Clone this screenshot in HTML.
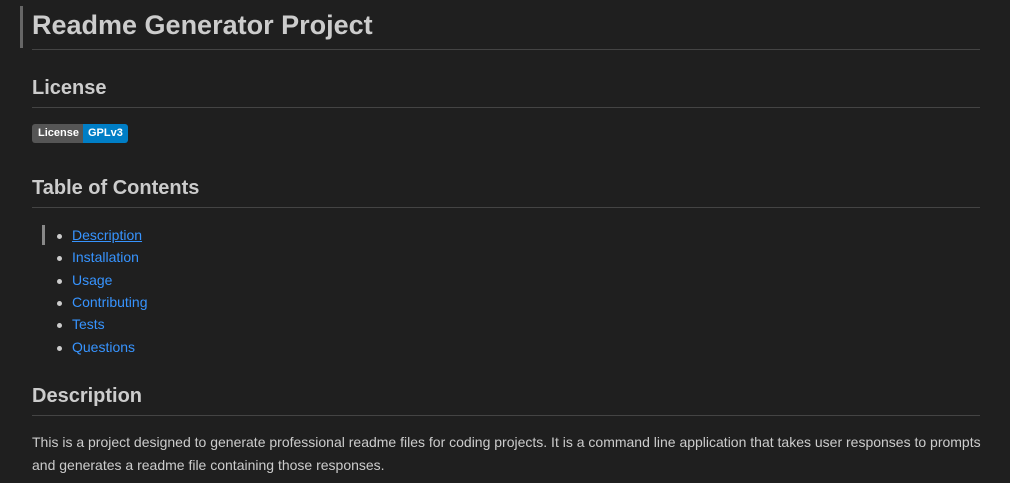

____________________

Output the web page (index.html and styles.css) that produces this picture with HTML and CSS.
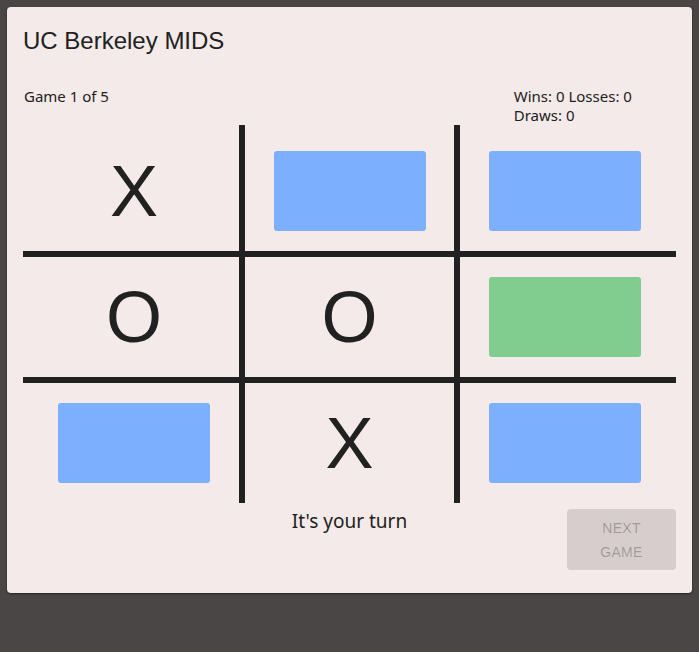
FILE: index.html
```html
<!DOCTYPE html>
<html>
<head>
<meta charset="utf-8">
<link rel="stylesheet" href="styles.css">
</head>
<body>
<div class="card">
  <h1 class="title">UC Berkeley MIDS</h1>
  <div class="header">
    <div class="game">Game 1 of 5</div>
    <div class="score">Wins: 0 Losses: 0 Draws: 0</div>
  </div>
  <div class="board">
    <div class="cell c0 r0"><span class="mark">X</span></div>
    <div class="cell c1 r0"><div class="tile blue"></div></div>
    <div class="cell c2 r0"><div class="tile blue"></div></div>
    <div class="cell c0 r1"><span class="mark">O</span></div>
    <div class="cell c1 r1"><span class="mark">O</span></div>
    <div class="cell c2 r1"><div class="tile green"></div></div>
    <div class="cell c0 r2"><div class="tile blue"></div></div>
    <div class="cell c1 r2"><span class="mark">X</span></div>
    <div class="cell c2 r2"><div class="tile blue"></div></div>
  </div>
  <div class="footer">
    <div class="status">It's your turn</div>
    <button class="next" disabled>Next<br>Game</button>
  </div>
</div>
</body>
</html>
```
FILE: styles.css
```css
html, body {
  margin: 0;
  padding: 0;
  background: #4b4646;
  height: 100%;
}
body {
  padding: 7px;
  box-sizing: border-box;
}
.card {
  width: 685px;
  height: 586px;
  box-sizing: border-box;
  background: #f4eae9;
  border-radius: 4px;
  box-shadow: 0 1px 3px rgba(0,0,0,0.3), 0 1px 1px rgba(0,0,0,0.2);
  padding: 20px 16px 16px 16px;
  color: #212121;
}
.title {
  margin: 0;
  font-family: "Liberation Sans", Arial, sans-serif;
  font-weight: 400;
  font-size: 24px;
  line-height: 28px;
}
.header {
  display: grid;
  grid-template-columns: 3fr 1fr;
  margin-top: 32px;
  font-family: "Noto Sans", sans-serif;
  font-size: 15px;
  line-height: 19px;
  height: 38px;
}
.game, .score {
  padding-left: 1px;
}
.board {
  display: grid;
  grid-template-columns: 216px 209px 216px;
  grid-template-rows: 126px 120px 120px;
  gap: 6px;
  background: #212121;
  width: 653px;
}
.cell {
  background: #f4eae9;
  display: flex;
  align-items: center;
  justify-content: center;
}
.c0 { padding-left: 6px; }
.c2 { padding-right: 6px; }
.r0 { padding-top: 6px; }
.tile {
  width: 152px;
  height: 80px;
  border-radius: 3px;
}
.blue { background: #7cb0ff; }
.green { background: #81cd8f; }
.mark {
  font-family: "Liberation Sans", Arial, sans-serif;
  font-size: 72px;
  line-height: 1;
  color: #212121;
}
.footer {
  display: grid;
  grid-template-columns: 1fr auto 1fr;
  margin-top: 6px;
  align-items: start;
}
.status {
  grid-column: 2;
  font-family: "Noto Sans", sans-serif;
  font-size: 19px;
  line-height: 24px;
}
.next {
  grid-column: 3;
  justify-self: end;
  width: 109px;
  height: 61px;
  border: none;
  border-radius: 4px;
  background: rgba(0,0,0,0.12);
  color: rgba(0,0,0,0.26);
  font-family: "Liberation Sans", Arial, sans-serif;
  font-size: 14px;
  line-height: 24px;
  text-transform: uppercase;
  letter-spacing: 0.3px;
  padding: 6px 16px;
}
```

____________________

= Brief =
Copy each line containing the word "this" from the data.

= Reply to the task =
Clone this screenshot in HTML.
Output the web page (index.html and styles.css) that produces this picture with HTML and CSS.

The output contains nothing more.